In 2008, Canadian photographer Greg Girard received permission to photograph over twenty US bases in South Korea, Japan, and Guam. While it hardly depicts military equipment at all, the resulting project—”Half the Surface of the World“—sheds light on the environmental incongruities of bases in the US Pacific Command (“PACOM”)—an area delineated by the Pentagon that covers approximately half the planet. Thirty years after he visited US bases in Japan in the 1970s, Girard “was struck by how little life had changed on the bases…” (Girard 2011). Girard’s photographs depict suburban sprawl, immaculate roads, grocery stores filled with packaged foods, shopping centers filled with sofas and appliances, and other indications that life on offshore bases is not so different from life in a 1950s US suburb. Even without depicting military exercises or weapons, Girard provides a stark picture of the environmental carelessness with which the Department of Defense exports and sustains modes of suburbanization and consumption incongruous with local living arrangements in places like Guam, South Korea, and Japan. While processed foods, suburban housing patterns, and car culture are criticized in the US by environmentalists, planners, and public health advocates, offshore bases continue expending public funds to export and propagate such patterns of consumption. Indeed, recent efforts to privatize the US military have led to a dramatic increase in obesity among US soldiers stationed in Iraq as the sustenance of soldiers is contracted to fast food corporations (Ventura 2012). Researchers’ objections to a proposed base in Vicenza, Italy, help contextualize the public cost of US bases: “Some studies have shown that the base, designed to house 2,500 soldiers, will consume an amount of water equivalent to the need of 30,000 residents, as much natural gas as used by 5,500 Vicentines, and electric power equal to the consumption of 26,000 inhabitants” (Palma 2012, 840). Girard’s photographs quietly register the sprawl, consumption, and waste that sustain these bases from which the US projects power across “half the surface of the world,” exposing a geographically and socially remote landscape taken for granted by most US residents: “I consider this something that’s basically hidden in plain sight” (Greg Girard, quoted in Macdonald 2012).

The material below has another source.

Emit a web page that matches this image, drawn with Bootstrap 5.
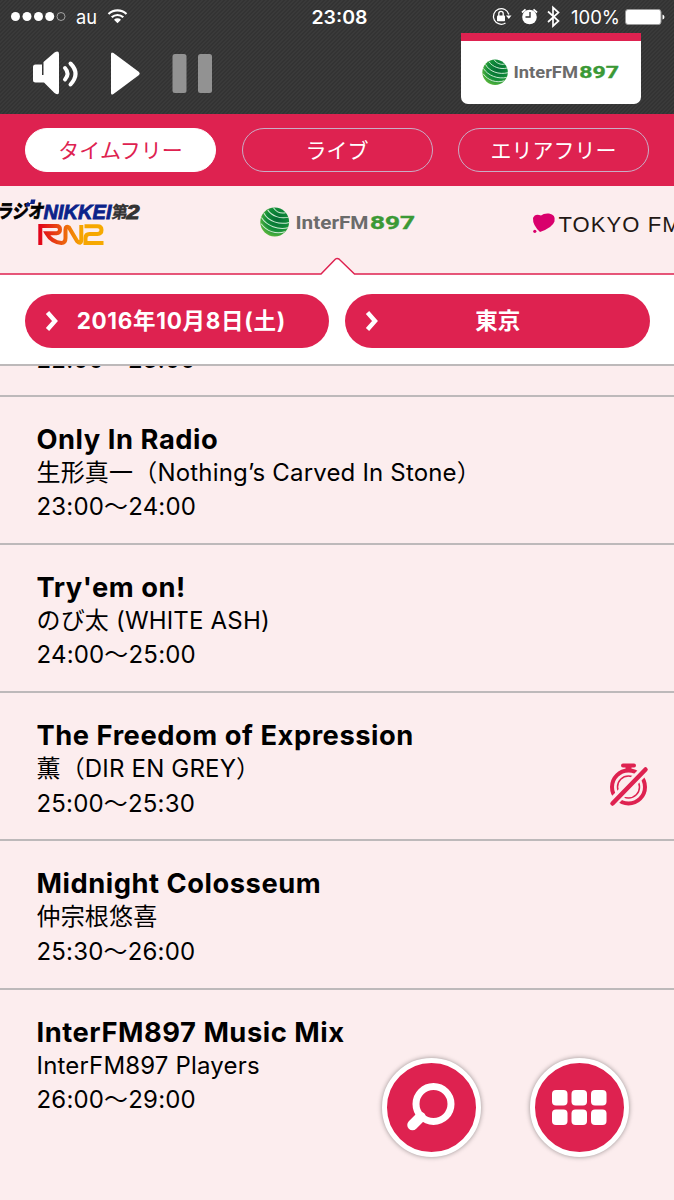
<!DOCTYPE html>
<html lang="ja">
<head>
<meta charset="utf-8">
<meta name="viewport" content="width=device-width, initial-scale=1">
<title>InterFM897</title>
<link href="https://cdn.jsdelivr.net/npm/bootstrap@5.3.0/dist/css/bootstrap.min.css" rel="stylesheet">
<style>
:root{--pink:#de2250;--pale:#fcedee;--line:#bdb9ba}
body{font-family:Inter,"Noto Sans CJK JP",sans-serif;background:var(--pale);color:#000;height:1200px;overflow:hidden}
svg{display:block;flex-shrink:0}
.topbar{height:114px;background:repeating-linear-gradient(135deg,#333 0 1.414px,#3a3a3a 1.414px 2.828px);color:#fff}
.station-card{left:461px;top:33px;width:180px;height:71px;background:#fff;border-top:8px solid var(--pink);border-radius:0 0 7px 7px}
.modes{height:72px;background:var(--pink);padding:14px 25px 0;gap:25.5px}
.mode{flex:1 1 0;height:44px;border:1px solid #c9adc6;border-radius:22px;color:#fff;font-size:21px;line-height:41px;padding:0;font-weight:400}
.mode.active{background:#fff!important;color:var(--pink)!important;border-color:#fff!important}
.carousel-strip{height:89px;background:var(--pale)}
.filters{height:90.5px;background:#fff;padding:18.5px 24.5px 0;gap:16px;border-bottom:2px solid var(--line)}
.filter-btn{flex:1 1 0;height:54px;border-radius:27px;background:var(--pink);color:#fff;font-size:22.5px;font-weight:700;line-height:52px;border:0;padding:0 20px}
.filter-btn .lbl{margin-right:13px}
.filter-btn .date-lbl{margin-right:5px;letter-spacing:.7px}
.prog{height:148.33px;border-top:2px solid var(--line);padding:26px 25px 0 36.5px}
.prog-cut{height:29px;padding-left:36.5px}
.prog-cut p{margin-top:-23px!important}
.prog h2{font-size:27.3px;font-weight:700;line-height:34px;margin:0;letter-spacing:.54px}
.prog p,.prog-cut p{font-size:24px;line-height:34px;margin:0;letter-spacing:.18px}
.prog .cast{margin:-1px 0 .5px}
.fab{top:1057.500px;width:99px;height:99px;border-radius:50%;background:var(--pink);border:5.5px solid #fff;box-shadow:0 0 5px rgba(0,0,0,.4);padding:0}
</style>
<script src="https://cdn.jsdelivr.net/npm/bootstrap@5.3.0/dist/js/bootstrap.bundle.min.js"></script>
</head>
<body>
<svg width="0" height="0" class="position-absolute" aria-hidden="true">
<defs>
<radialGradient id="gl" cx=".6" cy=".4" r=".65"><stop offset="0" stop-color="#036b35"/><stop offset=".6" stop-color="#118c39"/><stop offset="1" stop-color="#5db83c"/></radialGradient>
<linearGradient id="rn" gradientUnits="userSpaceOnUse" x1="38" y1="0" x2="103" y2="0"><stop offset="0" stop-color="#e1001a"/><stop offset=".3" stop-color="#e94a12"/><stop offset=".65" stop-color="#f6a400"/><stop offset="1" stop-color="#f6aa00"/></linearGradient>
<symbol id="interfm" viewBox="0 0 156 30">
<circle cx="14.700" cy="15" r="14.400" fill="url(#gl)"/>
<g fill="none" stroke="#cdebd3" stroke-width="1" transform="rotate(14 15 15)"><path d="M5 5C10 10 20 11 27 7"/><path d="M2 9C8 16 20 17 29 12"/><path d="M.8 14C8 21 20 22 29 17.500"/><path d="M2 20C9 26 19 27 27 22"/><path d="M10 1.500C14 5 19 5.500 23 3.500"/></g>
<g font-family="Roboto,sans-serif" font-weight="700" font-size="18.500"><text x="35.500" y="21.500" textLength="73" lengthAdjust="spacingAndGlyphs" fill="#6b6b6b">InterFM</text><text x="110" y="21.500" textLength="45" lengthAdjust="spacingAndGlyphs" fill="#3b9936" stroke="#3b9936" stroke-width=".4">897</text></g>
</symbol>
</defs>
</svg>

<header class="topbar position-relative">
<svg width="674" height="114" viewBox="0 0 674 114" fill="#fff" font-family="Inter,sans-serif">
<circle cx="15.500" cy="16.500" r="4.500"/><circle cx="27" cy="16.500" r="4.500"/><circle cx="38.500" cy="16.500" r="4.500"/><circle cx="49.700" cy="16.500" r="4.500"/><circle cx="61" cy="16.500" r="4" fill="none" stroke="#bbb" stroke-width=".8"/>
<text x="76" y="24" font-size="19" textLength="21" lengthAdjust="spacingAndGlyphs">au</text>
<g fill="none" stroke="#fff" stroke-width="2.200"><path d="M108.500 14a13 13 0 0 1 18 0"/><path d="M111.700 17.300a8.500 8.500 0 0 1 11.600 0"/></g><path d="M114 19.800a5 5 0 0 1 7 0l-3.500 3.500z"/>
<text x="311.500" y="24" font-size="19" font-weight="600" textLength="56" lengthAdjust="spacingAndGlyphs">23:08</text>
<g fill="none" stroke="#fff" stroke-width="1.300"><path d="M508.800 14.500A7.800 7.800 0 1 0 505.500 23"/><path d="M498.800 16v-2.500a2.200 2.200 0 0 1 4.400 0V16"/></g><rect x="497" y="15.500" width="8" height="5.800" rx=".8"/><path d="M506 15.500h5.500L508.800 19z"/>
<circle cx="529.500" cy="17" r="7.300"/><path d="M530 12v5h-4.500" fill="none" stroke="#363636" stroke-width="1.400"/><path d="M522 12.500l3.500-3.200M537 12.500l-3.500-3.200" stroke="#fff" stroke-width="1.800"/>
<path d="M548 11.500l10.500 9.500-5.500 5V7.500l5.500 5L548 22" fill="none" stroke="#fff" stroke-width="1.700"/>
<text x="571" y="24" font-size="19" textLength="49" lengthAdjust="spacingAndGlyphs">100%</text>
<rect x="625.500" y="9.500" width="35.500" height="15" rx="2.500" stroke="#999"/><path d="M662.500 14.500q2 .5 2 2.500t-2 2.500z"/>
<g><path d="M35.500 64.500H42V75h1.500V62l11-9.500Q59 50 59 54v38q0 4-4.500 1L44 82.500h-8.500Q33 82.500 33 80V67q0-2.500 2.500-2.500z"/><path d="M65 68q5 5.500 0 11.500M70.500 63.500q10 10 0 21" fill="none" stroke="#fff" stroke-width="4" stroke-linecap="round"/></g>
<path d="M111 54q0-2.500 2.500-1l25.500 19q1.500 1.500 0 3L113.500 94q-2.500 1.500-2.500-1z"/>
<g fill="#929292"><rect x="172.500" y="54" width="14" height="39" rx="2.500"/><rect x="198" y="54" width="14" height="39" rx="2.500"/></g>
</svg>
<div class="station-card position-absolute d-flex align-items-center justify-content-center"><svg width="138" height="26.500"><use href="#interfm"/></svg></div>
</header>

<nav class="modes d-flex"><button class="btn mode active">タイムフリー</button><button class="btn mode">ライブ</button><button class="btn mode">エリアフリー</button></nav>

<section class="carousel-strip d-flex justify-content-center overflow-hidden position-relative">
<svg width="267" height="88" viewBox="-63.500 186 267 88">
<g transform="translate(0 218) skewX(-9)" font-family="'Noto Sans CJK JP',sans-serif" font-weight="700"><text x="-4" y="0" font-size="19" textLength="47" lengthAdjust="spacingAndGlyphs" stroke="#000" stroke-width=".8">ラジオ</text><text x="110.500" y="-.5" font-size="16.500" textLength="16" lengthAdjust="spacingAndGlyphs" fill="#333" stroke="#333" stroke-width=".4">第</text></g>
<g font-family="'Liberation Sans',sans-serif" font-style="italic" font-weight="700"><text x="43" y="218.500" font-size="20" textLength="68" lengthAdjust="spacingAndGlyphs" fill="#0b238a" stroke="#0b238a" stroke-width=".8">NIKKEI</text><text x="126" y="218.500" font-size="20" textLength="13" lengthAdjust="spacingAndGlyphs" fill="#333" stroke="#333">2</text></g>
<path d="M30.500 199.500h4.500l-1 4.500h-4.500zM26 203h4l-1 3.500h-4z" fill="#0b238a"/>
<g fill="none" stroke="url(#rn)" stroke-width="4"><path d="M39.800 245v-19H56q3.500 0 3.500 3.500t-3.500 3.700H46Q51 242 61 243q4 0 4-5v-8.500q0-4 3.500-2l8 13.500q4 4 4.300-1V225"/><path d="M84 226.300h13q4 0 4 3.800t-4 3.900h-8q-4 0-4 4v5H103"/></g>
</svg>
<svg width="267" height="88" viewBox="203.500 186 267 88"><use href="#interfm" x="259.500" y="207" width="156" height="30"/></svg>
<svg width="267" height="88" viewBox="470.500 186 267 88"><path d="M539.500 232Q532 225 532.500 218q2-5 8-2.500 3-2.500 8-2 7 1 5.500 8-2 6-14.500 10.500z" fill="#d9006c"/><circle cx="534.300" cy="231.300" r="1.600" fill="#d9006c"/><text x="558" y="232.300" font-family="'Liberation Sans',sans-serif" font-size="22" textLength="122" fill="#231815">TOKYO FM</text></svg>
<svg class="position-absolute bottom-0 start-0" width="674" height="18" viewBox="0 0 674 18"><path d="M0 18V17.300H320L336 2q1.500-1 3 0L354 17.300H674V18z" fill="#fff"/><path d="M0 17H321L335.500 2q1.500-1 3.500 0L354.500 17H674" fill="none" stroke="#de2250" stroke-width="1.500"/></svg>
</section>

<div class="filters d-flex">
<button class="filter-btn d-flex align-items-center"><svg width="14" height="22" viewBox="0 0 14 22"><path d="M2.500 2.500L10 11 2.500 19.500" fill="none" stroke="#fff" stroke-width="4.400"/></svg><span class="lbl date-lbl flex-fill text-center">2016年10月8日(土)</span></button>
<button class="filter-btn d-flex align-items-center"><svg width="14" height="22" viewBox="0 0 14 22"><path d="M2.500 2.500L10 11 2.500 19.500" fill="none" stroke="#fff" stroke-width="4.400"/></svg><span class="lbl flex-fill text-center">東京</span></button>
</div>

<main>
<div class="prog-cut d-flex overflow-hidden align-items-start"><p>22:00〜23:00</p></div>
<article class="prog"><h2>Only In Radio</h2><p class="cast">生形真一（Nothing’s Carved In Stone）</p><p>23:00〜24:00</p></article>
<article class="prog"><h2>Try'em on!</h2><p class="cast">のび太 (WHITE ASH)</p><p>24:00〜25:00</p></article>
<article class="prog d-flex justify-content-between"><div><h2>The Freedom of Expression</h2><p class="cast">薫（DIR EN GREY）</p><p>25:00〜25:30</p></div>
<svg style="margin-top:42px" width="42" height="46" viewBox="607 761 42 46"><g fill="none" stroke="#de2250"><circle cx="628.500" cy="787" r="16.500" stroke-width="4"/><circle cx="628.500" cy="787" r="11" stroke-width="1.500"/><path d="M623 765.500h11" stroke-width="4" stroke-linecap="round"/><path d="M628.500 766v6" stroke-width="6"/><path d="M611 804l36-36" stroke="#fcedee" stroke-width="10"/><path d="M612.500 803.500l33-34" stroke-width="4.500" stroke-linecap="round"/></g></svg></article>
<article class="prog"><h2>Midnight Colosseum</h2><p class="cast">仲宗根悠喜</p><p>25:30〜26:00</p></article>
<article class="prog"><h2>InterFM897 Music Mix</h2><p class="cast">InterFM897 Players</p><p>26:00〜29:00</p></article>
</main>

<button class="fab position-absolute d-flex align-items-center justify-content-center" style="left:381.5px"><svg width="88" height="88" viewBox="387 1063 88 88"><circle cx="433.500" cy="1104" r="17.500" fill="none" stroke="#fff" stroke-width="7"/><path d="M420.500 1117l-8 8" stroke="#fff" stroke-width="10.500" stroke-linecap="round"/></svg></button>
<button class="fab position-absolute d-flex align-items-center justify-content-center" style="left:529.5px"><svg width="88" height="88" viewBox="535 1063 88 88" fill="#fff"><rect x="552" y="1090" width="15.500" height="15.500" rx="4"/><rect x="571.500" y="1090" width="15.500" height="15.500" rx="4"/><rect x="591" y="1090" width="15.500" height="15.500" rx="4"/><rect x="552" y="1109.500" width="15.500" height="15.500" rx="4"/><rect x="571.500" y="1109.500" width="15.500" height="15.500" rx="4"/><rect x="591" y="1109.500" width="15.500" height="15.500" rx="4"/></svg></button>
</body>
</html>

Whereas photographs such as Camp Foster Marine Corps Family Housing, Okinawa, Japan, 2008 convey a sense of monotonous, standardized homes superimposed upon the Okinawan landscape, Camp Rodriguez Tank Training Range, Korea, 2008 presents a different context of repetitive development. Here, the Korean countryside is fenced off and razed to make room for tanks, not homes. In addition to the uninhabited and monotonous appearance of these training grounds, several craters and a small fire in the distance bear witness to a violent transformation of nature: training troops to devastate enemy landscapes requires the continuous devastation of friendly terrains. When juxtaposed with Girard’s photographs of family housing, shopping areas, parked cars, movie theaters, and manicured lawns, his images of tanks, bombers, and training exercises remind us of the violent enterprises that support suburban US practices of “peaceful,” middle-class consumption. Picnic on Flight Line, Misawa Air Base, Japan, 2008 condenses these incongruities into a single image, contrasting the idyllic associations of an outdoor picnic with fighter jets pointed at the picnickers. Along with the bleak, militarized landscape, the umbrellas suggest that this is not an ideal place to sit down for a meal. And all of this raises the question: What is the relationship between machines of mass destruction and community rituals of socialization and nourishment? Are these people sitting before these fighter planes by choice or by coercion—and is there anywhere else for them to go?
Another set of Girard’s photographs draws attention to the effects of US bases on neighboring communities. Photographs of Japanese cabaret workers in Iwakuni and a mixed-race paper boy at Yokata Air Base remind us that everyday life on foreign bases—like that of US suburbs—depends on a ready supply of racialized labor. Others depict low-flying military aircraft, which spread both air and noise pollution through neighboring communities. Girard’s photographs of densely packed businesses and homes located near bases provide a point of contrast to the wide streets and sprawling buildings of military residences. There are also signs of past and present tension: one image of local residences features a placard reading “OFF LIMITS to USFJ [US Forces Japan] Personnel by Order of COMFLEACTS [Commander, Fleet Activities]”; another photograph, entitled Protest House, Naha, Okinawa, 2012, depicts a home with a bright sign on which a military aircraft is rejected by a red “X.”
“Half the Surface of the World” uses carefully composed photographs—and the tensions produced by juxtaposing different photographs—to present chilling connections between military violence, suburban domestic spaces, racialized labor, mass consumption, and the physical and social environment propagated by US foreign bases. The bleak landscapes and interiors depicted in this series expose the environmental depredations wrought not by war but by housing, training, and maintaining military personnel. Living in unsustainable automobile-oriented housing developments, fed on processed foods, and entertained by wide-screen televisions on offer at commissaries and exchanges, military personnel reproduce a culture of consumption premised on endless accumulation and, it seems, interminable war.
Bibliography:
Arden, Roy. “Greg.” Foreword for Greg Girard, Half the Surface of the World. Exhibit catalogue, Clark & Faria Gallery. Toronto, 2009.
Girard, Greg. “Greg Girard: Half the Surface of the World.” Leap: The International Art Magazine of Contemporary China. June 10, 2011.
Macdonald, Kerri. “Uncovering a Home Away from Home.” New York Times, January 25, 2012.
Palma, Marco. “No Dal Molin: The Antibase Movement in Vicenza.” South Atlantic Quarterly 111, no. 4 (2012): 839–46.
Ventura, Patricia. “Fast Food Nation-Building: Neoliberal War, Necropolitics, and Lateral Agency in Iraq.” Conference paper presented at American Studies Association. San Juan, Puerto Rico. November 2012.